No!  It was nearly the scream heard round the world.

Every reader has had a similar experience, I’m sure.  You’re lost in the story, the characters have become like family and you yearn for that happily ever after ending, the one where everyone makes it out alive.  Battered and bruised, perhaps, but ready to fight another day.  The next thing you know, that evil author has pulled the rug out from under you.  You can barely stand to read on as your heart crumbles to dust.

The resounding question is always, why?

Well, trust me, from an author’s perspective (at least this author) it’s often no easier for us to kill off a character we’re hoping will be well-loved, than it is to read it.  Heck, sometimes it’s not even easy to kill off the bad guys.  I mean, really, who doesn’t love a good baddy?  We adore our characters as much, or possibly more, than our readers do.  After all, they’re part of us.

But think about it, what keeps you turning the pages?  Well, besides a well-crafted story, that is.  What keeps you on the edge of your seat, fingers shaking as you flip one page to the next one?  What tugs you along, sinking you deeper and deeper into the world the author has created?

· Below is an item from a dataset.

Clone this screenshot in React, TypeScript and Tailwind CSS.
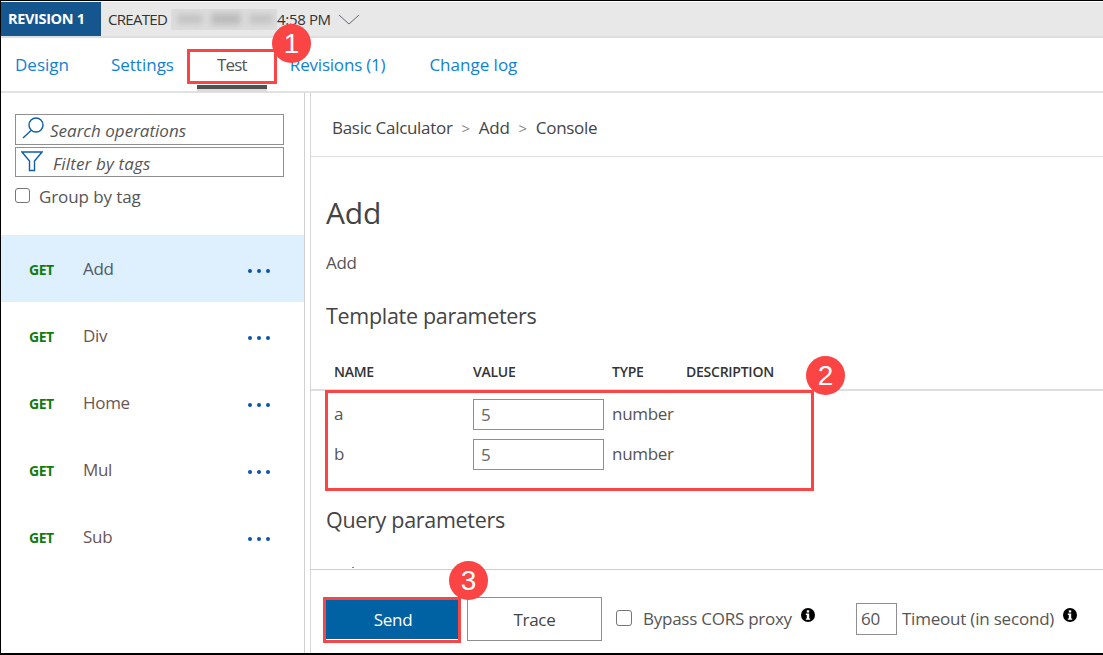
import React from "react";

const font = { fontFamily: '"Open Sans", "Noto Sans", sans-serif' };

function Badge({ n, className }: { n: string; className: string }) {
  return (
    <div className={`absolute w-[39px] h-[39px] rounded-full bg-[#fb4444] text-white flex items-center justify-center text-[28px] leading-none ${className}`} style={{ fontFamily: '"Liberation Sans", sans-serif' }}>
      {n}
    </div>
  );
}

function Op({ name, active }: { name: string; active?: boolean }) {
  return (
    <div className={`h-[67px] flex items-center pl-[28px] pr-[34px] ${active ? "bg-[#deeffd]" : ""}`}>
      <span className="w-[54px] text-[14px] font-bold text-[#107c10] tracking-[-0.5px] pt-[1px]">GET</span>
      <span className={`flex-1 text-[17px] leading-[24px] tracking-[-0.3px] ${active ? "text-[#505a6b]" : "text-[#6b5555]"}`}>{name}</span>
      <div className="flex gap-[5px] pt-[5px]">
        <i className="w-[4px] h-[4px] rounded-full bg-[#0a55a8]" />
        <i className="w-[4px] h-[4px] rounded-full bg-[#0a55a8]" />
        <i className="w-[4px] h-[4px] rounded-full bg-[#0a55a8]" />
      </div>
    </div>
  );
}

function Param({ name, mt }: { name: string; mt: string }) {
  return (
    <div className={`flex items-center h-[31px] ${mt} text-[17px] leading-[24px] text-[#555] tracking-[-0.3px]`}>
      <span className="w-[147px] pl-[8px] -mt-[2px]">{name}</span>
      <div className="w-[131px] h-[31px] border border-[#8f8f8f] pl-[7px] pt-[3px] text-[#666]">5</div>
      <span className="ml-[8px] -mt-[2px]">number</span>
    </div>
  );
}

function Info({ className }: { className: string }) {
  return (
    <svg viewBox="0 0 14 14" className={`w-[14px] h-[14px] ${className}`}>
      <circle cx="7" cy="7" r="7" fill="#000" />
      <rect x="5.8" y="2.3" width="2.4" height="2.2" fill="#fff" />
      <path d="M4.8 5.6H8.2V10.4H9.2V11.8H4.8V10.4H5.8V7H4.8Z" fill="#fff" />
    </svg>
  );
}

export default function App() {
  return (
    <div className="relative w-[1103px] h-[655px] bg-white overflow-hidden border-t border-l border-b-2 border-black flex flex-col box-border" style={font}>
      <div className="h-[36px] mt-px shrink-0 bg-[#e8e8e8] border-b-2 border-[#dedede] flex items-center">
        <div className="w-[100px] h-full bg-[#15568f] text-white font-bold text-[14.5px] tracking-[-0.35px] flex items-center pl-[7px]">REVISION 1</div>
        <span className="ml-[7px] text-[15px] tracking-[-0.7px] text-[#333]">CREATED</span>
        <div className="ml-[4px] w-[106px] h-[21px] bg-[#dddddd] overflow-hidden flex items-center gap-[8px] pl-[6px]">
          <i className="w-[26px] h-[10px] bg-[#c4c4c4] blur-[3px]" />
          <i className="w-[30px] h-[12px] bg-[#bcbcbc] blur-[3px]" />
          <i className="w-[24px] h-[10px] bg-[#c4c4c4] blur-[3px]" />
        </div>
        <span className="text-[15px] tracking-[-0.35px] text-[#333]">4:58 PM</span>
        <svg viewBox="0 0 22 11" className="ml-[7px] w-[22px] h-[11px]"><path d="M1 1L11 10L21 1" fill="none" stroke="#667" strokeWidth="1" /></svg>
      </div>

      <div className="relative h-[55px] shrink-0 border-b-2 border-[#e2e2e2] flex items-center text-[17px] text-[#0f82d6]">
        <span className="ml-[14px]">Design</span>
        <span className="ml-[42px]">Settings</span>
        <span className="ml-[43px] text-[#555] tracking-[-0.8px]">Test</span>
        <span className="ml-[43px] tracking-[-0.2px]">Revisions (1)</span>
        <span className="ml-[44px]">Change log</span>
        <div className="absolute left-[196px] top-[47px] w-[70px] h-[4px] bg-[#505050]" />
        <div className="absolute left-[196px] top-[51px] w-[70px] h-[3px] bg-[#dcdcdc]" />
      </div>

      <div className="flex flex-1 min-h-0">
        <aside className="w-[304px] shrink-0 border-r border-[#d0d0d0] flex flex-col">
          <div className="mt-[21px] ml-[14px] w-[269px] h-[31px] border border-[#8f8f8f] flex items-center">
            <svg viewBox="0 0 24 24" className="ml-[5px] w-[24px] h-[24px] -mt-[4px]" fill="none" stroke="#0f5ea8" strokeWidth="1.4"><circle cx="15" cy="9" r="7" /><path d="M10 14.5L2 22" /></svg>
            <span className="ml-[5px] pt-[2px] text-[17px] leading-[24px] italic text-[#555]">Search operations</span>
          </div>
          <div className="mt-[2px] ml-[14px] w-[269px] h-[30px] border border-[#8f8f8f] flex items-center">
            <svg viewBox="0 0 22 22" className="ml-[5px] w-[22px] h-[22px] -mt-[3px]" fill="none" stroke="#0f5ea8" strokeWidth="1.4"><path d="M1 2H21L13.5 11V20.5H8.5V11Z" /></svg>
            <span className="ml-[10px] pt-[4px] text-[17px] leading-[24px] italic text-[#555] tracking-[0.15px]">Filter by tags</span>
          </div>
          <div className="mt-[8px] ml-[14px] flex items-center">
            <div className="w-[15px] h-[15px] border border-[#767676] rounded-[3px] -mt-[4px]" />
            <span className="ml-[9px] text-[17px] leading-[24px] text-[#555] tracking-[-0.1px]">Group by tag</span>
          </div>
          <div className="mt-[26px]">
            <Op name="Add" active />
            <Op name="Div" />
            <Op name="Home" />
            <Op name="Mul" />
            <Op name="Sub" />
          </div>
        </aside>
        <div className="w-[5px] shrink-0" />
        <main className="flex-1 min-w-0 border-l border-[#d6d6d6] flex flex-col">
          <div className="h-[64px] shrink-0 border-b border-[#e0e0e0] flex items-center pl-[21px] pt-[6px] text-[17px] leading-[24px] text-[#444] tracking-[-0.3px]">
            Basic Calculator<span className="mx-[9px] text-[#888] text-[15px]">&gt;</span>Add<span className="mx-[9px] text-[#888] text-[15px]">&gt;</span>Console
          </div>
          <div className="flex-1 min-h-0 overflow-hidden">
            <h1 className="mt-[35px] ml-[15px] text-[30px] leading-[42px] text-[#444] tracking-[-0.2px]">Add</h1>
            <p className="mt-[17px] ml-[15px] text-[17px] leading-[24px] text-[#555] tracking-[-0.3px]">Add</p>
            <h2 className="mt-[26px] ml-[15px] text-[21.5px] leading-[30px] text-[#444] tracking-[-0.3px]">Template parameters</h2>
            <div className="mt-[31px] h-[29px] flex border-b-2 border-[#dedede] text-[14px] leading-[20px] font-semibold text-[#333] tracking-[-0.25px]">
              <span className="w-[162px] pl-[23px]">NAME</span>
              <span className="w-[139px]">VALUE</span>
              <span className="w-[74px]">TYPE</span>
              <span>DESCRIPTION</span>
            </div>
            <div className="ml-[15px]">
              <Param name="a" mt="mt-[8px]" />
              <Param name="b" mt="mt-[9px]" />
            </div>
            <h2 className="mt-[35px] ml-[15px] text-[21.5px] leading-[30px] text-[#444] tracking-[-0.3px]">Query parameters</h2>
            <div className="mt-[32px] ml-[41px] w-[2px] h-px bg-[#4a90d0]" />
          </div>
          <div className="h-[84px] shrink-0 border-t border-[#cfcfcf] flex items-start pt-[27px] pl-[15px]">
            <button className="w-[134px] h-[42px] pt-[3px] bg-[#0062a3] text-white text-[17px] tracking-[-0.3px]">Send</button>
            <button className="ml-[7px] w-[135px] h-[44px] pt-[2px] border border-[#8f8f8f] text-[17px] text-[#444] tracking-[-0.3px]">Trace</button>
            <div className="ml-[14px] mt-[13px] w-[16px] h-[16px] border border-[#767676] rounded-[3px] shrink-0" />
            <span className="ml-[11px] mt-[10px] text-[17px] leading-[24px] text-[#555] tracking-[-0.25px] whitespace-nowrap">Bypass CORS proxy</span>
            <Info className="ml-[9px] mt-[11px] shrink-0" />
            <div className="ml-[41px] mt-[6px] w-[41px] h-[32px] border border-[#8f8f8f] text-[17px] text-[#555] pl-[4px] leading-[30px] shrink-0">60</div>
            <span className="ml-[5px] mt-[10px] text-[17px] leading-[24px] text-[#555] tracking-[-0.2px] whitespace-nowrap">Timeout (in second)</span>
            <Info className="ml-[9px] mt-[11px] shrink-0" />
          </div>
        </main>
      </div>

      <div className="absolute left-[186px] top-[48px] w-[90px] h-[35px] border-[3px] border-[#f94545]" />
      <Badge n="1" className="left-[271px] top-[23px]" />
      <div className="absolute left-[324px] top-[389px] w-[489px] h-[101px] border-[3px] border-[#f94545]" />
      <Badge n="2" className="left-[805px] top-[355px]" />
      <div className="absolute left-[322px] top-[596px] w-[138px] h-[46px] border-[3px] border-[#f94545]" />
      <Badge n="3" className="left-[448px] top-[560px]" />
    </div>
  );
}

Many things.  But one of the biggest is tension, and to build that tension there must be risk.  The higher the risk, the more the tension.  Face it, if you know without a shadow of a doubt that no matter what gets thrown at your favorite hero, she will emerge victorious at the end, you may still thoroughly enjoy the read, but not with the same emotional investment.  And that’s what it’s all about.  If you can’t be certain what will happen next, if there is a possibility someone may not make it to the next page, aren’t you going to be just a bit more engaged in the tale?

I know I am.

When I put on my Reader hat, I want to get lost.  I want the world around me to fade to grey while the world on the pages runs roughshod over my emotions.

And, just like life, the unexpected happens.

So, next time your favorite character meets with his demise and you want to throw the book across the room (which I wouldn’t recommend with an e-reader.  No, not a good idea at all.) wipe your tears and thank the author.

“Thank the author?  But, they’ve ripped my heart out, pounced on it, crushed it into dust and sent it blowing in the wind.”

Yes.  They transported you to another world and got you so totally lost, nothing else around you mattered.

Isn’t that why we read in the first place?